EXERCISE DIRECTIONS:
Begin with the first line of the material and copy each line word for word through the line that contains "justify-center bg-[#e6e6e6] text-[#333]"; the pictures are left out.

── INFORMATION SUPPLIED ──

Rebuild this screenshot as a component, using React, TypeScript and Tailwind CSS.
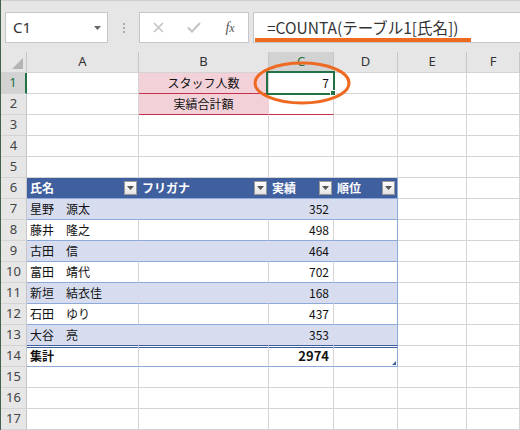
import React from "react";

const jp = { fontFamily: '"Noto Sans CJK JP", "Noto Sans", sans-serif' };
const ui = { fontFamily: '"Noto Sans", "Liberation Sans", sans-serif' };

const people: [string, number][] = [
    ["星野　源太", 352],
    ["藤井　隆之", 498],
    ["古田　信", 464],
    ["富田　靖代", 702],
    ["新垣　結衣佳", 168],
    ["石田　ゆり", 437],
    ["大谷　亮", 353],
];

const FilterBtn: React.FC = () => (
    <div className="ml-auto mr-[2px] w-[13px] h-[14px] shrink-0 border border-[#9a9a9a] bg-gradient-to-b from-white to-[#e2e2e2] flex items-center justify-center">
        <svg width="7" height="4" viewBox="0 0 7 4"><path d="M0 0h7L3.5 4z" fill="#555"/></svg>
    </div>
)

const RowHead: React.FC<{ n: number; sel?: boolean }> = ({n, sel}) => (
    <div style={ui}
         className={sel
             ? "flex items-center justify-center bg-[#d2d2d2] text-[#217346] text-[13px] border-b border-[#d4d4d4] border-r-2 border-r-[#217346]"
             : "flex items-center justify-center bg-[#e6e6e6] text-[#444] text-[13px] border-b border-[#d4d4d4] border-r border-r-[#c6c6c6]"}>
        {n}
    </div>
)

const cell = "border-r border-b border-[#d4d4d4] flex items-center px-[3px] text-[12px] text-[#111] whitespace-nowrap overflow-hidden"

const EmptyCells: React.FC = () => (
    <>
        <div className={cell}/>
        <div className={cell}/>
        <div className={cell}/>
        <div className={cell}/>
        <div className={cell}/>
        <div className={cell}/>
    </>
)

export default function App() {
    const colHead = "flex items-center justify-center bg-[#e6e6e6] text-[#333] text-[13px] border-r border-[#c6c6c6] border-b border-b-[#d4d4d4]"

    return (
        <div className="relative w-[520px] h-[430px] overflow-hidden bg-white border-l border-[#44614d]" style={jp}>
            {/* formula bar */}
            <div className="h-[52px] bg-[#e6e6e6] border-t border-[#cfcfcf] flex items-start pt-[11px] pl-[4px]">
                <div className="w-[103px] h-[31px] bg-white border border-[#c6c6c6] flex items-center pl-[7px] pr-[6px]">
                    <span style={ui} className="text-[15px] text-[#333]">C1</span>
                    <svg className="ml-auto" width="7" height="4" viewBox="0 0 7 4"><path d="M0 0h7L3.5 4z" fill="#666"/></svg>
                </div>
                <div className="w-[31px] h-[31px] flex flex-col items-center justify-center gap-[2px]">
                    <div className="w-[2px] h-[2px] bg-[#aaa]"/>
                    <div className="w-[2px] h-[2px] bg-[#aaa]"/>
                    <div className="w-[2px] h-[2px] bg-[#aaa]"/>
                </div>
                <div className="w-[110px] h-[31px] bg-white border border-[#c6c6c6] flex items-center">
                    <div className="w-[36px] flex justify-center">
                        <svg width="11" height="11" viewBox="0 0 11 11"><path d="M1 1l9 9M10 1l-9 9" stroke="#c4c4c4" strokeWidth="1.6"/></svg>
                    </div>
                    <div className="w-[36px] flex justify-center">
                        <svg width="14" height="11" viewBox="0 0 14 11"><path d="M1 5.5l4 4 8-8.5" stroke="#c4c4c4" strokeWidth="2" fill="none"/></svg>
                    </div>
                    <div className="w-[36px] flex justify-center">
                        <span className="italic text-[14px] text-[#555]" style={{fontFamily: '"Liberation Serif", serif'}}>f<span className="text-[12px]">x</span></span>
                    </div>
                </div>
                <div className="relative ml-[4px] flex-1 h-[31px] bg-white border border-[#c6c6c6] border-r-0 flex items-center pl-[13px]">
                    <span className="text-[15.5px] text-[#333]">=COUNTA(テーブル1[氏名])</span>
                    <div className="absolute left-[1px] top-[25px] w-[216px] h-[4px] bg-[#ee6a22]"/>
                </div>
            </div>

            {/* sheet */}
            <div className="grid grid-cols-[26px_112px_130px_65px_64px_69px_53px] auto-rows-[21px]">
                <div className="bg-[#e6e6e6] border-r border-[#c6c6c6] border-b border-b-[#d4d4d4] flex items-end justify-end pr-[3px] pb-[3px]">
                    <svg width="11" height="11" viewBox="0 0 11 11"><path d="M11 0v11H0z" fill="#b4b4b4"/></svg>
                </div>
                <div style={ui} className={colHead}>A</div>
                <div style={ui} className={colHead}>B</div>
                <div style={ui} className="flex items-center justify-center bg-[#d2d2d2] text-[#217346] text-[13px] border-r border-[#c6c6c6] border-b-2 border-b-[#217346]">C</div>
                <div style={ui} className={colHead}>D</div>
                <div style={ui} className={colHead}>E</div>
                <div style={ui} className={colHead}>F</div>

                {/* 1 */}
                <RowHead n={1} sel/>
                <div className={cell}/>
                <div className={cell + " justify-center bg-[#f3d1d9] border-b-[#c2304c]"}>スタッフ人数</div>
                <div className={cell + " relative justify-end pr-[4px] overflow-visible"}>
                    7
                    <div className="absolute z-10 -left-[3px] -top-[2px] w-[69px] h-[24px] border-2 border-[#217346]"/>
                    <div className="absolute z-10 right-[-3px] bottom-[-3px] w-[6px] h-[6px] bg-[#217346] border border-white"/>
                </div>
                <div className={cell}/>
                <div className={cell}/>
                <div className={cell}/>

                {/* 2 */}
                <RowHead n={2}/>
                <div className={cell}/>
                <div className={cell + " justify-center bg-[#f3d1d9] border-r-[#f3d1d9] border-b-[#c2304c]"}>実績合計額</div>
                <div className={cell + " border-b-[#c2304c]"}/>
                <div className={cell}/>
                <div className={cell}/>
                <div className={cell}/>

                {[3, 4, 5].map(n => (
                    <React.Fragment key={n}>
                        <RowHead n={n}/>
                        <EmptyCells/>
                    </React.Fragment>
                ))}

                {/* 6 table header */}
                <RowHead n={6}/>
                <div className="bg-[#3f5f9e] flex items-center pl-[3px] text-[12px] font-bold text-white border-b border-[#8faad9]">氏名<FilterBtn/></div>
                <div className="bg-[#3f5f9e] flex items-center pl-[3px] text-[12px] font-bold text-white border-b border-[#8faad9]">フリガナ<FilterBtn/></div>
                <div className="bg-[#3f5f9e] flex items-center pl-[3px] text-[12px] font-bold text-white border-b border-[#8faad9]">実績<FilterBtn/></div>
                <div className="bg-[#3f5f9e] flex items-center pl-[3px] text-[12px] font-bold text-white border-b border-r border-[#8faad9]">順位<FilterBtn/></div>
                <div className={cell}/>
                <div className={cell}/>

                {people.map(([name, score], i) => {
                    const band = i % 2 === 0
                    const last = i === people.length - 1
                    const b = band ? "bg-[#d7ddef] border-r-[#d7ddef]" : "bg-white border-r-[#d4d4d4]"
                    const bb = last ? "border-b-[#3f5f9e]" : "border-b-[#8faad9]"
                    return (
                        <React.Fragment key={name}>
                            <RowHead n={7 + i}/>
                            <div className={cell + " " + b + " " + bb}>{name}</div>
                            <div className={cell + " " + b + " " + bb}/>
                            <div className={cell + " justify-end pr-[4px] " + b + " " + bb}>{score}</div>
                            <div className={cell + " " + (band ? "bg-[#d7ddef]" : "bg-white") + " border-r-[#8faad9] " + bb}/>
                            <div className={cell}/>
                            <div className={cell}/>
                        </React.Fragment>
                    )
                })}

                {/* 14 total */}
                <RowHead n={14}/>
                <div className={cell + " font-bold border-b-[#8faad9] shadow-[inset_0_1px_0_#fff,inset_0_2px_0_#3f5f9e]"}>集計</div>
                <div className={cell + " border-b-[#8faad9] shadow-[inset_0_1px_0_#fff,inset_0_2px_0_#3f5f9e]"}/>
                <div className={cell + " justify-end pr-[4px] font-bold text-[13px] border-b-[#8faad9] shadow-[inset_0_1px_0_#fff,inset_0_2px_0_#3f5f9e]"}>2974</div>
                <div className={cell + " relative border-r-[#8faad9] border-b-[#8faad9] shadow-[inset_0_1px_0_#fff,inset_0_2px_0_#3f5f9e]"}>
                    <svg className="absolute right-[1px] bottom-[1px]" width="4" height="4" viewBox="0 0 4 4"><path d="M4 0v4H0z" fill="#3f5f9e"/></svg>
                </div>
                <div className={cell}/>
                <div className={cell}/>

                {[15, 16, 17].map(n => (
                    <React.Fragment key={n}>
                        <RowHead n={n}/>
                        <EmptyCells/>
                    </React.Fragment>
                ))}
            </div>

            {/* highlight ellipse */}
            <svg className="absolute z-20 left-[252px] top-[61px] pointer-events-none" width="98" height="45" viewBox="0 0 98 45">
                <ellipse cx="49" cy="22" rx="47" ry="20" fill="none" stroke="#ee6a22" strokeWidth="3"/>
            </svg>
        </div>
    )
}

───

CORRECT RESULT:
Rebuild this screenshot as a component, using React, TypeScript and Tailwind CSS.
import React from "react";

const jp = { fontFamily: '"Noto Sans CJK JP", "Noto Sans", sans-serif' };
const ui = { fontFamily: '"Noto Sans", "Liberation Sans", sans-serif' };

const people: [string, number][] = [
    ["星野　源太", 352],
    ["藤井　隆之", 498],
    ["古田　信", 464],
    ["富田　靖代", 702],
    ["新垣　結衣佳", 168],
    ["石田　ゆり", 437],
    ["大谷　亮", 353],
];

const FilterBtn: React.FC = () => (
    <div className="ml-auto mr-[2px] w-[13px] h-[14px] shrink-0 border border-[#9a9a9a] bg-gradient-to-b from-white to-[#e2e2e2] flex items-center justify-center">
        <svg width="7" height="4" viewBox="0 0 7 4"><path d="M0 0h7L3.5 4z" fill="#555"/></svg>
    </div>
)

const RowHead: React.FC<{ n: number; sel?: boolean }> = ({n, sel}) => (
    <div style={ui}
         className={sel
             ? "flex items-center justify-center bg-[#d2d2d2] text-[#217346] text-[13px] border-b border-[#d4d4d4] border-r-2 border-r-[#217346]"
             : "flex items-center justify-center bg-[#e6e6e6] text-[#444] text-[13px] border-b border-[#d4d4d4] border-r border-r-[#c6c6c6]"}>
        {n}
    </div>
)

const cell = "border-r border-b border-[#d4d4d4] flex items-center px-[3px] text-[12px] text-[#111] whitespace-nowrap overflow-hidden"

const EmptyCells: React.FC = () => (
    <>
        <div className={cell}/>
        <div className={cell}/>
        <div className={cell}/>
        <div className={cell}/>
        <div className={cell}/>
        <div className={cell}/>
    </>
)

export default function App() {
    const colHead = "flex items-center justify-center bg-[#e6e6e6] text-[#333] text-[13px] border-r border-[#c6c6c6] border-b border-b-[#d4d4d4]"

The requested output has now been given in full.